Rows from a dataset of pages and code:
=-=-=

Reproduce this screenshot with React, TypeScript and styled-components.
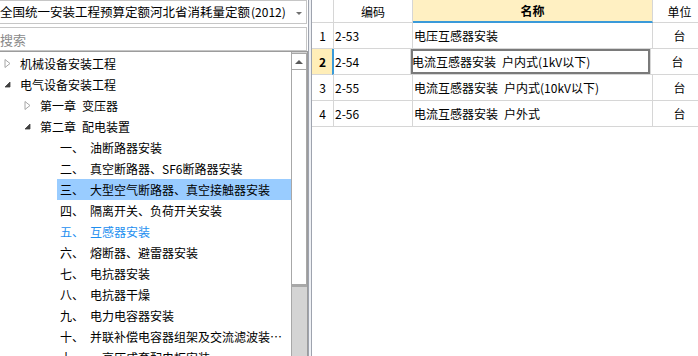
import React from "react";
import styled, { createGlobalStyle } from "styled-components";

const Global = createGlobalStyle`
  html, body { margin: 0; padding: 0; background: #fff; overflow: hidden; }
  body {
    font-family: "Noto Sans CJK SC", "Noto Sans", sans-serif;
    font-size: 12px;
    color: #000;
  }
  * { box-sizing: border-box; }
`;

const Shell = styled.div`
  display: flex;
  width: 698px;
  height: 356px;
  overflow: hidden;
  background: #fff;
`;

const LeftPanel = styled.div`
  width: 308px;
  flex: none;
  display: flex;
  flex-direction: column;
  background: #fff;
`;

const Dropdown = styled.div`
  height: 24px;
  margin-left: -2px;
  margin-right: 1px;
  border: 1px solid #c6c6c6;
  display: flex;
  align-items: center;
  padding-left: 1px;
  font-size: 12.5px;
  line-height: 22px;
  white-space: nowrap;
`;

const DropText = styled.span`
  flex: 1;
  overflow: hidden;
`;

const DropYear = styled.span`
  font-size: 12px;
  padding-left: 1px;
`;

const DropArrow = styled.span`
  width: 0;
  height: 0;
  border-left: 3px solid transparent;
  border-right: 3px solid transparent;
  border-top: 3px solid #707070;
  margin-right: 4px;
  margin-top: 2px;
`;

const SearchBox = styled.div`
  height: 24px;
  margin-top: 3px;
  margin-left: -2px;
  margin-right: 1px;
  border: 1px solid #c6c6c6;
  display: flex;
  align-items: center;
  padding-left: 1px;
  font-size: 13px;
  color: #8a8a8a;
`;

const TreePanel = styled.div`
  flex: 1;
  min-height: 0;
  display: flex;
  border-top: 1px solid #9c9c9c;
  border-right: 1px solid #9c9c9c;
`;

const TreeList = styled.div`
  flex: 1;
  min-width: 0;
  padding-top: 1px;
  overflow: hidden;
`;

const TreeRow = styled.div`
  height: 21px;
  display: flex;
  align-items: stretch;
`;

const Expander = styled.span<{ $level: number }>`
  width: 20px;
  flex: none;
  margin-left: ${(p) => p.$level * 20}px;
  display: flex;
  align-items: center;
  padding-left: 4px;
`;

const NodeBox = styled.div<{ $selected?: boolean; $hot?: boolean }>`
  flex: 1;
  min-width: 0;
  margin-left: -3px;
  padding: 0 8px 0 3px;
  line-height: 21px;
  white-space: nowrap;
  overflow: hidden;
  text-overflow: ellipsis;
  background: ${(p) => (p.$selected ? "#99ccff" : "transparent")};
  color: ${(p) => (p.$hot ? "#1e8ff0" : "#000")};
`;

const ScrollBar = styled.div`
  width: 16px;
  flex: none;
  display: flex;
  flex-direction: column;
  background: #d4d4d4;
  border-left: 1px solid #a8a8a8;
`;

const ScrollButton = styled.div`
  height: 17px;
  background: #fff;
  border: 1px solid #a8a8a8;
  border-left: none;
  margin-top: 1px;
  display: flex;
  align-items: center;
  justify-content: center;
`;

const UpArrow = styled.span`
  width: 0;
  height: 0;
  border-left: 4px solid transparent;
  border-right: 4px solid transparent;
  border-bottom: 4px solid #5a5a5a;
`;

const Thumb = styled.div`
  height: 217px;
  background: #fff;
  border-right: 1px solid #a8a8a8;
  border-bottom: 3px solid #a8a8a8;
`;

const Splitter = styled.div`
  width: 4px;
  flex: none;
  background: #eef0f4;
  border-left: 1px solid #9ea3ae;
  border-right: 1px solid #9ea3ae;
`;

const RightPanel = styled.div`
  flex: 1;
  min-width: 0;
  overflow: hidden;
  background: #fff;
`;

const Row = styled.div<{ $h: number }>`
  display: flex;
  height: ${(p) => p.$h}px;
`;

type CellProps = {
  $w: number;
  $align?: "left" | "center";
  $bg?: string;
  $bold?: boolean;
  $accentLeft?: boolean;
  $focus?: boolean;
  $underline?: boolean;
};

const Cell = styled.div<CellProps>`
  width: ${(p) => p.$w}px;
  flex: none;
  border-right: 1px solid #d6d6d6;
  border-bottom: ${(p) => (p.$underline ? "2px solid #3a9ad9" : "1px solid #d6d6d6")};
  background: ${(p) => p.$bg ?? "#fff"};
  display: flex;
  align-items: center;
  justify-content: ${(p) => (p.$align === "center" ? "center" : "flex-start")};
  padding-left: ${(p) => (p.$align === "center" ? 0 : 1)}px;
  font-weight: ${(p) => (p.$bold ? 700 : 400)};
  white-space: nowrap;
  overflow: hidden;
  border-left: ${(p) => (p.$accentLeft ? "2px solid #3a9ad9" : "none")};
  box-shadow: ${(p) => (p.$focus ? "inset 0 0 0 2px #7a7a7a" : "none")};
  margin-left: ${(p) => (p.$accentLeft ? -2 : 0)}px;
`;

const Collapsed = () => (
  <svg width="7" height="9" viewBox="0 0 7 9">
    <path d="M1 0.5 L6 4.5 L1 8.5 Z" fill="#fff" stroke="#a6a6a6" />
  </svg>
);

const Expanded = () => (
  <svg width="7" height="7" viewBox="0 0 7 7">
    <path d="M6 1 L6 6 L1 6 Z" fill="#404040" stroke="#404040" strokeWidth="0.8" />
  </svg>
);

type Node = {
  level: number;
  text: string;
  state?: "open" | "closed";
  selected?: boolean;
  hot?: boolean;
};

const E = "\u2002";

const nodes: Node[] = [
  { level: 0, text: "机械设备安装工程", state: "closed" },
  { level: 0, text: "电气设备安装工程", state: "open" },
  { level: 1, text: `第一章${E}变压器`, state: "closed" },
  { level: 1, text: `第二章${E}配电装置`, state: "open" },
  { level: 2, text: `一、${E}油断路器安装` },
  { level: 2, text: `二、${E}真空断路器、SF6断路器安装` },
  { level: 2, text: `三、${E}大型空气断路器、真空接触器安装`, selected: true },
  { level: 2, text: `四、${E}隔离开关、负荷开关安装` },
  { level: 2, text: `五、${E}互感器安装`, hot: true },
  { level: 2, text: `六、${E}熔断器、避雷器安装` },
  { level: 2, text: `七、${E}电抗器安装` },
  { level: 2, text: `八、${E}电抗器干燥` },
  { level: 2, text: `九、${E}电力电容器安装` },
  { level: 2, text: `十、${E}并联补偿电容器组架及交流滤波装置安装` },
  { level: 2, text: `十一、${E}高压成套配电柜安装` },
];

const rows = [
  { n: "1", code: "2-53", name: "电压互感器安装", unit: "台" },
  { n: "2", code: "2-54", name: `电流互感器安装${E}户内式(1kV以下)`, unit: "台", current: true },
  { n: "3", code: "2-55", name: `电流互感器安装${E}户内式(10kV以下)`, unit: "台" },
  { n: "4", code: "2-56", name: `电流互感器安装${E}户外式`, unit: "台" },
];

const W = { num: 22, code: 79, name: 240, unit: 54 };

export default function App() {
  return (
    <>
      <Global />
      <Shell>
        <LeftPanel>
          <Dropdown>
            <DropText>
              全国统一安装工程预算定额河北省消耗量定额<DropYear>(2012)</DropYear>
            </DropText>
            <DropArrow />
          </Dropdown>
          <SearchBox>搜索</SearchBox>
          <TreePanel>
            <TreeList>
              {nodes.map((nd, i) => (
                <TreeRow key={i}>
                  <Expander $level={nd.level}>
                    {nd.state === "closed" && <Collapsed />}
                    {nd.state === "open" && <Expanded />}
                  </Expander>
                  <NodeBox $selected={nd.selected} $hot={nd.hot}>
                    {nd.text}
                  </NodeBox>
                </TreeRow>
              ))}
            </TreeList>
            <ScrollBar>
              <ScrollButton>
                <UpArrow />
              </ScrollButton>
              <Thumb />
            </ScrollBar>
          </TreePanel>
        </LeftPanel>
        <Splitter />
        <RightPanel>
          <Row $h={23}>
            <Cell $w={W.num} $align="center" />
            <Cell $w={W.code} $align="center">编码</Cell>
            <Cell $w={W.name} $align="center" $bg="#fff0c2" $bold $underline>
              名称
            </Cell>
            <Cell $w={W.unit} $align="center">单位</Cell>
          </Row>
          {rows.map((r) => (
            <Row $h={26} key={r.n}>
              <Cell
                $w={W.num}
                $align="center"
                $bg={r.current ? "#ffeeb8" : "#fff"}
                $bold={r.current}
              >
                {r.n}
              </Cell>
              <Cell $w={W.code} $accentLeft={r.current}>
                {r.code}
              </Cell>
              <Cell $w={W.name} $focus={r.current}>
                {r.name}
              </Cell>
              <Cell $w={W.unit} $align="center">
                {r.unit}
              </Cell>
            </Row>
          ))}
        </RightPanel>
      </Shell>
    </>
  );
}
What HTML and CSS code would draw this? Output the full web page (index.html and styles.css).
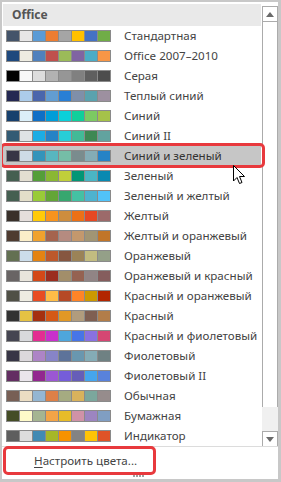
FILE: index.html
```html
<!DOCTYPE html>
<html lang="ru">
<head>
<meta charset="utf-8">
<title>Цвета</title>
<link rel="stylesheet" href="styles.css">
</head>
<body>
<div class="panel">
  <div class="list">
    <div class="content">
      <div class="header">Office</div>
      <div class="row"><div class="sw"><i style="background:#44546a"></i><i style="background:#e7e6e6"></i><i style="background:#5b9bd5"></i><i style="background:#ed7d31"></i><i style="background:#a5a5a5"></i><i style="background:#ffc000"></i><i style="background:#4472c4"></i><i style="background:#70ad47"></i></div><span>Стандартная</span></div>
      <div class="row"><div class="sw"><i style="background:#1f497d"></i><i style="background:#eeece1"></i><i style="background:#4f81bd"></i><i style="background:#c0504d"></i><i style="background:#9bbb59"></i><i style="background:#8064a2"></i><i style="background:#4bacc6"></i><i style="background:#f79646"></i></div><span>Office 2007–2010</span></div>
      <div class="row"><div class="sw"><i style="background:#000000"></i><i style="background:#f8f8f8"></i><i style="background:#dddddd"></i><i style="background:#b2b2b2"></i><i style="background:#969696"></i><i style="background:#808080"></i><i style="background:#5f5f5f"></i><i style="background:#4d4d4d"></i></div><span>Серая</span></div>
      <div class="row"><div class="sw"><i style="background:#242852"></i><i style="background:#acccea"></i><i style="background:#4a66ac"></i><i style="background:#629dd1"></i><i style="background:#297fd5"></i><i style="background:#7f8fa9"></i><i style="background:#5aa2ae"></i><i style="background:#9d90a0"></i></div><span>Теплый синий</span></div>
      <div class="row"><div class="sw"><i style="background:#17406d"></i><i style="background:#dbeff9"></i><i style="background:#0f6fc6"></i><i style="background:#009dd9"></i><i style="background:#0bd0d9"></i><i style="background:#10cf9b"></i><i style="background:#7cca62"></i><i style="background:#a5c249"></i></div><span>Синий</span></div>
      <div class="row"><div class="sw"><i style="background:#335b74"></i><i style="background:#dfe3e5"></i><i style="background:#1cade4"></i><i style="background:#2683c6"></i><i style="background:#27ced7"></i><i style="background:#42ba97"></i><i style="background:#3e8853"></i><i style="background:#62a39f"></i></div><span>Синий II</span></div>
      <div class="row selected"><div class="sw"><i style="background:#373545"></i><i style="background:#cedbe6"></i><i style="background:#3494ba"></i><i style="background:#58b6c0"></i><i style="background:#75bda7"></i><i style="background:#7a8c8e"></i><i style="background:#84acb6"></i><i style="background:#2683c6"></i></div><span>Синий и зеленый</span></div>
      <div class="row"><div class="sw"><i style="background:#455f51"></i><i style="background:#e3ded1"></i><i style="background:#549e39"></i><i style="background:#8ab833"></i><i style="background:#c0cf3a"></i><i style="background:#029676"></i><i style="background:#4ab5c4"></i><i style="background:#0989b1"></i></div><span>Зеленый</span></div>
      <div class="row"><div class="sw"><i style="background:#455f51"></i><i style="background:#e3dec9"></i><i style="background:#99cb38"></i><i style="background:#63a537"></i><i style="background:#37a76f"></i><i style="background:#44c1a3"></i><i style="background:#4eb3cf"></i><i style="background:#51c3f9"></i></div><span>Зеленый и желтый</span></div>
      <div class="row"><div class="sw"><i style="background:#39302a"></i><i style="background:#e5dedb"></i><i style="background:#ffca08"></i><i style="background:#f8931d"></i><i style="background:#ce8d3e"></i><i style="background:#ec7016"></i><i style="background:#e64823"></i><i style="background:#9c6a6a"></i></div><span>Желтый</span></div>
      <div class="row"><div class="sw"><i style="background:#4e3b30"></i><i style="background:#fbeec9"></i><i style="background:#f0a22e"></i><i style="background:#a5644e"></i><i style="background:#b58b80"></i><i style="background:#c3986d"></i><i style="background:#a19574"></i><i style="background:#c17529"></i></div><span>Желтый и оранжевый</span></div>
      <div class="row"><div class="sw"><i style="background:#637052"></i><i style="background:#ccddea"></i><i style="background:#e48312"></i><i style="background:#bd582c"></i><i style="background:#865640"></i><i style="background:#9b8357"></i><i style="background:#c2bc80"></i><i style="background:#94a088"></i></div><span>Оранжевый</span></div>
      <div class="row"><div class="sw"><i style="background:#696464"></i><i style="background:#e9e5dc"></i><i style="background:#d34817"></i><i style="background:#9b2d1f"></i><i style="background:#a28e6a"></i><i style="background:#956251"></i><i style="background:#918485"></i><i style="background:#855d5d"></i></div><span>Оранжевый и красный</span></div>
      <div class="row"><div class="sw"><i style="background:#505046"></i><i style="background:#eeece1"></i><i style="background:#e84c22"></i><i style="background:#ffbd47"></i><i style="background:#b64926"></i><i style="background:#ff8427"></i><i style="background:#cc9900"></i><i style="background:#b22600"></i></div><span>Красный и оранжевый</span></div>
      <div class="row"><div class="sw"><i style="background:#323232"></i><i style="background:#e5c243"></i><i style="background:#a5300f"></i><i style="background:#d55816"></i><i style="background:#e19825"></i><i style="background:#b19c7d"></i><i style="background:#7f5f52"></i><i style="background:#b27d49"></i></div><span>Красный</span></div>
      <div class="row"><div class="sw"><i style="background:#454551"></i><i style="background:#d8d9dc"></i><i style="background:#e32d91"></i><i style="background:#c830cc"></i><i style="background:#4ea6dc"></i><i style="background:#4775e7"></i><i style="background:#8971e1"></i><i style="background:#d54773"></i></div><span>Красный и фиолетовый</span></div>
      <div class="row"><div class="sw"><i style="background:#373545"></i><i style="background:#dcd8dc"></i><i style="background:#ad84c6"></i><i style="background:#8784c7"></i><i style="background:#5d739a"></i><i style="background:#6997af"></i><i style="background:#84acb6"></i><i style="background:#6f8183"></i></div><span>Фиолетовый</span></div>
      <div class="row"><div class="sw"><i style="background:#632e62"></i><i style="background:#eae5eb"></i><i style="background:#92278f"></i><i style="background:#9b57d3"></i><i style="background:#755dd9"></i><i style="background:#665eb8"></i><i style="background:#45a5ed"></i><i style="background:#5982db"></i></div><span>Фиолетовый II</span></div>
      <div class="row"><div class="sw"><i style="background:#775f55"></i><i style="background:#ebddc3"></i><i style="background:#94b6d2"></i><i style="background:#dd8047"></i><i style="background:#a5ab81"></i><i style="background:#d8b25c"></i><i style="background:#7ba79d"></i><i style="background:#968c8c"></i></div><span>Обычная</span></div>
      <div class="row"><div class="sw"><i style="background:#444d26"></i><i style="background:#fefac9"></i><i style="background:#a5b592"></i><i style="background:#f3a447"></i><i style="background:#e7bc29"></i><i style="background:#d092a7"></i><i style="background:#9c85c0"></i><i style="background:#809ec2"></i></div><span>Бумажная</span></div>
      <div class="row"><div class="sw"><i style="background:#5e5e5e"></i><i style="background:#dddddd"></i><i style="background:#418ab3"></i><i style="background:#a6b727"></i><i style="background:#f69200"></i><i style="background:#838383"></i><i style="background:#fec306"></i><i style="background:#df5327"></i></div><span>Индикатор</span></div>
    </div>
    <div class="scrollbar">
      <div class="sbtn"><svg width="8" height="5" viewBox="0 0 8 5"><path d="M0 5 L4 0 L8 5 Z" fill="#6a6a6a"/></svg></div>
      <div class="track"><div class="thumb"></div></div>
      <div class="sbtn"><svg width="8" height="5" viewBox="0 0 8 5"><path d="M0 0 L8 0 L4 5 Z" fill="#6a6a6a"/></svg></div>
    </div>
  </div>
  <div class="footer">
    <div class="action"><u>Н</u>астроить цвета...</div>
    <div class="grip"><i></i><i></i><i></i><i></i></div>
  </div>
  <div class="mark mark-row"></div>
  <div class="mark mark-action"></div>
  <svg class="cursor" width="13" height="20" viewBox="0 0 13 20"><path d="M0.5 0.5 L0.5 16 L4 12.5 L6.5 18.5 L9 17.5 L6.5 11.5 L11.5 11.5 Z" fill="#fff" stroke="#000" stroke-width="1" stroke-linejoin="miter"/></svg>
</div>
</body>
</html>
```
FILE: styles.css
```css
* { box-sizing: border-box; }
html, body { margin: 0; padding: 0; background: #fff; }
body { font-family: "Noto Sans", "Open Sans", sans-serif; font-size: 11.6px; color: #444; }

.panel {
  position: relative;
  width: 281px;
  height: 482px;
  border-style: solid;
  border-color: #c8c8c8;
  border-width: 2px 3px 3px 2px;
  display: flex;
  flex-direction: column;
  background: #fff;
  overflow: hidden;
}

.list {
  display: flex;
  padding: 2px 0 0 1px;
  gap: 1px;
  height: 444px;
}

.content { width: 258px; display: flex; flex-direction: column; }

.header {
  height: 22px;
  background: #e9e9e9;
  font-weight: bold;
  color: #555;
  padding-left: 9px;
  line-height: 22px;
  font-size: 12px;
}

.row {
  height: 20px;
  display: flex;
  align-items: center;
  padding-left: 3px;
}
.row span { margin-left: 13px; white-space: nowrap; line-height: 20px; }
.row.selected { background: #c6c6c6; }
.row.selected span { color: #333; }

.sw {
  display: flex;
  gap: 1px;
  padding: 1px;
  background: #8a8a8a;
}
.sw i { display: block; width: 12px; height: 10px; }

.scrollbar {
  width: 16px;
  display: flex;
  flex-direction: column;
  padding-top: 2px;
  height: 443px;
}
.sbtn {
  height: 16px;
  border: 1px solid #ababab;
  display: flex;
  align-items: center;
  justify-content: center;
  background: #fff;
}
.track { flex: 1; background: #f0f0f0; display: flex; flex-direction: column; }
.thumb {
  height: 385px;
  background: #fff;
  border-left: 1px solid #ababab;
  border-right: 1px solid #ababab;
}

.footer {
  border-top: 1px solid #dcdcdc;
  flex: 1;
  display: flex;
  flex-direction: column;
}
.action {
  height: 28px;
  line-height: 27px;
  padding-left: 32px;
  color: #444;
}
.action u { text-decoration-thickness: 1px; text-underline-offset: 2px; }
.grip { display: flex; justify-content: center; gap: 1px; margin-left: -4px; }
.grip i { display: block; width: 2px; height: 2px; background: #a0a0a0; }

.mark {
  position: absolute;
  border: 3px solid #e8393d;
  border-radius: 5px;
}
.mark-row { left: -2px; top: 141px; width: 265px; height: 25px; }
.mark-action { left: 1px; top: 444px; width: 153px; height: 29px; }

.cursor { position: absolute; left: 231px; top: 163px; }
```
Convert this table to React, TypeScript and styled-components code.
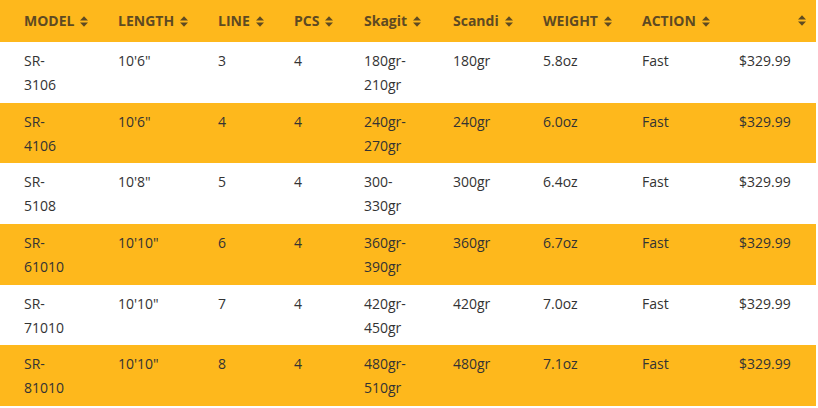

=-=-=

Make a copy of each line that contains the string "styles".

What HTML and CSS code would draw this? Output the full web page (index.html and styles.css).
<link rel="stylesheet" href="styles.css">
FILE: styles.css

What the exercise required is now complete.